The beam was already built and needed to be tested. The beam had to be tested in the FabLab and one of the TAs was required to help or at least supervise. Firstly, the beam had to be weighed. There was an electronic scale at the FabLab. I brought the beam in on two separate days, a rainy day and a dry, sunny day. The first day the beam weighed 221.5 grams and the second day it weighed 175.5 grams. The change was astonishing, 40 grams of difference. This is due to how porous basswood is. It can readily absorb water. Now that the beam was weighed, testing the deflection was next. Here are two pictures of the beam in the testing apparatus:

Front view

Side view

The apparatus is simply an A-frame with roller supports and a downwards facing hydraulic jack, which and was operated with a socket wrench.. The jack provides a concentrated load, the same type as the calculations. There is also a dial gauge underneath the beam, it is visible in the first picture. The beam is placed in and the span was set. The rollers were already 18 inches apart, which is the correct span. The whole apparatus was clamped down to the table so that it could not move.
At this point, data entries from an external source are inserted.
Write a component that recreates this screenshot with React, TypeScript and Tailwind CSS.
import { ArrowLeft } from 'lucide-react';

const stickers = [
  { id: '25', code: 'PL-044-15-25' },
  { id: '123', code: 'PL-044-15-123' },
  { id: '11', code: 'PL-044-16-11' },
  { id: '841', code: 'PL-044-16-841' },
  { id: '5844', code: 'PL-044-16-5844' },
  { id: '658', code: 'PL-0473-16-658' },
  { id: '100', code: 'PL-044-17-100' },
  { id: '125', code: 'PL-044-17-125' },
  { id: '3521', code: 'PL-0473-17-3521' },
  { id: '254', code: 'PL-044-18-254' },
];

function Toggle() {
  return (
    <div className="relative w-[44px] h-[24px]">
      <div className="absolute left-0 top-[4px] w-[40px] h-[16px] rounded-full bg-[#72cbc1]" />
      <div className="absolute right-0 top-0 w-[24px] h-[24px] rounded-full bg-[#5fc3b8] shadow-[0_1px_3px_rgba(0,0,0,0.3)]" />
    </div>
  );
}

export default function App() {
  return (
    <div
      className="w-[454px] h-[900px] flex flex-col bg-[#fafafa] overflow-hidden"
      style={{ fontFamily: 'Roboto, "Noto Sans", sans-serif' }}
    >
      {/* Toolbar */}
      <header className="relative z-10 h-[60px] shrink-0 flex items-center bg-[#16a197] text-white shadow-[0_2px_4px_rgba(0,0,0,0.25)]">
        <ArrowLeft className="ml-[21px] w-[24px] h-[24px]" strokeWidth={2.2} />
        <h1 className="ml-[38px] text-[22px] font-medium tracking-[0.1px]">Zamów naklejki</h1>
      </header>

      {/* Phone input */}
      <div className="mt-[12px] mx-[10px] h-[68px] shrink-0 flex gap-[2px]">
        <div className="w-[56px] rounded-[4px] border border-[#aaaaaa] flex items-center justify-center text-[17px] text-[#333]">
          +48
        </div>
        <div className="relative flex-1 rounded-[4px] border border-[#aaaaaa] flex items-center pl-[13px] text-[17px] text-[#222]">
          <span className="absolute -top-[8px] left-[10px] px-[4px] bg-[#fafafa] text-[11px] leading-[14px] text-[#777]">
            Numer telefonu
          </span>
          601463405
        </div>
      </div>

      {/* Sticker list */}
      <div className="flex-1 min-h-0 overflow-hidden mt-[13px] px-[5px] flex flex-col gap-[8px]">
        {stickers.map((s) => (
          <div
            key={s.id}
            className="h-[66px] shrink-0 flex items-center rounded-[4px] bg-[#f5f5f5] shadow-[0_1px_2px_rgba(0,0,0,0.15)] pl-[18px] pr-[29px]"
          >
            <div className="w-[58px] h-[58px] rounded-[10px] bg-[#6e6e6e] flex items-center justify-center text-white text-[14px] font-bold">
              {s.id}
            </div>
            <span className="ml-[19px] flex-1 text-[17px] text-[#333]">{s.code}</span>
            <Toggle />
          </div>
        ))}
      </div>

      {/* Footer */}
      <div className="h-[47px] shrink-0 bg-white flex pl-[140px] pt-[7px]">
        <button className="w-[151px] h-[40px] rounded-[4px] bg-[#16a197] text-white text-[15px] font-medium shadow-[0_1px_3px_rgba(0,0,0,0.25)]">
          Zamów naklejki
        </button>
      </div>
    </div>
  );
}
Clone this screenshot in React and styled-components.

There is a small weight sensor between the jack and the beam. The sensor uses a USB connection with a computer to display how much force is applied to the beam. The sensor was ratted to 500 lb and if the beam was to be destroyed, the senor needed to be removed.

Onto the testing. The results were recorded by the TA who was helping to run the apparatus. Here are the results of the 2 x 2 by 3/16 thick basswood I-beam:

Weight of beam: 175.5 grams

Beam width: 1.97 inches

Beam height: 2.07 inches

Weight applied at 0.1 inch of deflection: 219 lbs

Deflection at 250 lbs: 0.12 inches

Pass or fail: failed

The beam did not pass all of the tests even though the calculations showed that it would. It was 0.07 inches too tall and deflected 0.02 inches too much. The calculations were incorrect. I believe that main source of error was the density of this bass wood. This basswood is rather thin, so any deviance in grain structure or pattern at all would cause major problems. I did try to pick the 'cleanest' wood, without blemish or knots, that could be found. However, the densities of materials are typically measured with large blocks of the material, not thin sheets. I should have realized this sooner and tested these specific pieces, but I did not.

The beam did pass the weight test, even though this was not an actual requirement. The beam was 24.5 grams under the implied weight restriction, which is pretty good. But it was still 15.5 grams over the projected weight. The 0.07 inches of extra height could have been corrected with light sanding on the tops of both flanges. However, the 0.07 inches was due to a slight gap while the glue cured and would not effect the deflection significantly. The beam was also 0.03 inches under the 2 inch restriction.

I am generally pleased with the results, though slightly disappointed that the beam failed the test. But it is still impressive that 3/16 inch basswood can support well over 250 lbs. If I could redo this project I would definitely test the density of the wood by finding the volume and weight. I would also test the deflection of the wood and see if it would pass. If I did go up to 1/4 inch wood I believe that the beam would pass the deflection test, but fail the weight restrictions. The aforementioned deflection calculations were significantly off, but the weight was also incorrect. This happened because the glue was not included with the calculations. An extra 10 - 15 grams should make up the difference of weight, so roughly 5 - 7.5 grams per glue joint.

Another fun project with some cool gadgets and calculations.